The Colorado Dental Board recently emailed dental licensees regarding SB16-009, a 2016 bill that made a technical fix to a longstanding state law on fee splitting by dentists. Information was provided to members about SB16-009 in the summer 2016 Journal of the Colorado Dental Association. A few additional questions have been generated by members, however, following the dental board’s communication. The CDA wants to make sure dentists have the most up-to-date information on this new law.
What SB16-009 DID NOT change:
Dental fee splitting laws aren’t new. Fee splitting laws have been on the books for more than 30 years—primarily to address situations of patient referrals and kickbacks. The dental fee splitting law currently lives at CRS 12-35-129(1)(v), though the section numbering has changed a bit over the years. The fee splitting law has a longstanding exemption that allows dentists to pay marketing consultants, but other types of consulting services technically weren’t addressed in the law. In addition to state laws on fee splitting, there are stringent federal laws regarding patient referrals and illegal kickbacks that continue and have not changed. No changes have been made to laws governing ownership of Colorado dental practices.
What SB16-009 DID change:
SB16-009 adds a straightforward, second technical exemption to the existing law in CRS 12-35-129(1)(v) to clearly allow payments for business consulting and practice management services. There have been some recent court cases that potentially would have restricted business consulting and practice management services based on CRS 12-35-129(1)(v). Comfort Dental drafted SB16-009 in response to these legal cases. The CDA worked with Comfort Dental to ensure the changes made to the law were written in a way that enhances current practice for all dentists and patients and to ensure any payments for services would protect and preserve the dentist’s independent professional judgment. With these amendments, the CDA supported Comfort Dental in SB16-009. All types of dental practices use various business consulting and practice management services, which provide great benefit to practices so long as there is not interference with a dentist’s independent professional judgment. In most cases, these changes will add a bit of flexibility for practices, rather than restricting existing practices.
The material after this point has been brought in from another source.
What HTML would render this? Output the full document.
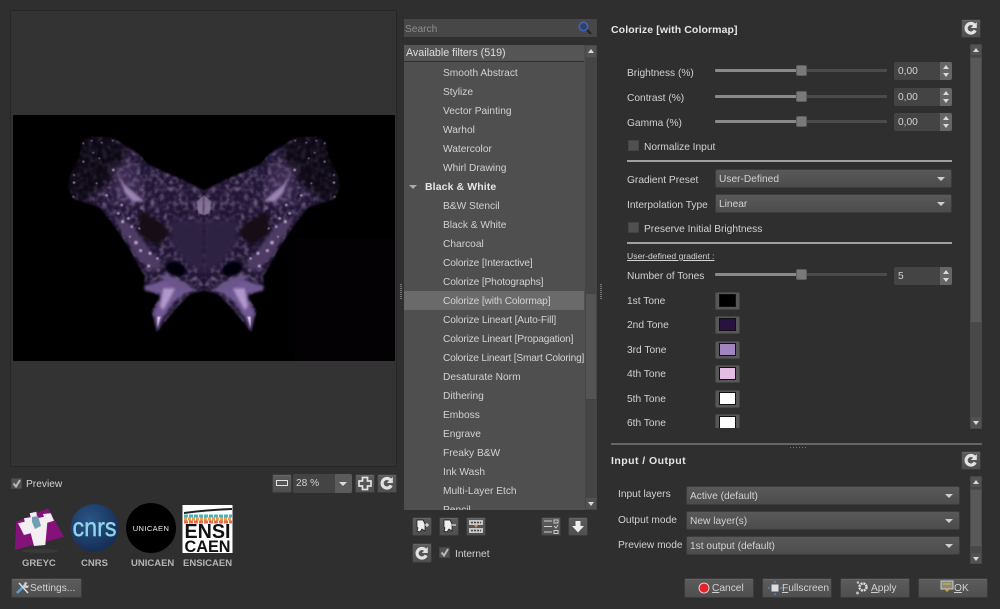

Text of actual changes to the law (for reference):
§ 12-35-129. Grounds for disciplinary action
(1) The board may take disciplinary action against an applicant or licensee in accordance with section 12-35-129.1 for any of the following causes:
(v) Sharing any professional fees with anyone except those with whom the dentist or dental hygienist is lawfully associated in the practice of dentistry or dental hygiene; except that:
(I) a licensed dentist or dental hygienist may pay an independent advertising or marketing agent compensation for advertising or marketing services rendered by the agent for the benefit of the licensed dentist or dental hygienist, including compensation that is based on the results or performance of the services on a per-patient basis; and
(II) nothing in this section prohibits a dentist or dental hygienist practice owned or operated by a proprietor authorized under section 12-35-116.5 from contracting with any person or entity for business management services or paying a royalty in accordance with a franchise agreement if the terms of the contract or franchise agreement do not affect the exercise of the independent professional judgment of the dentist or dental hygienist.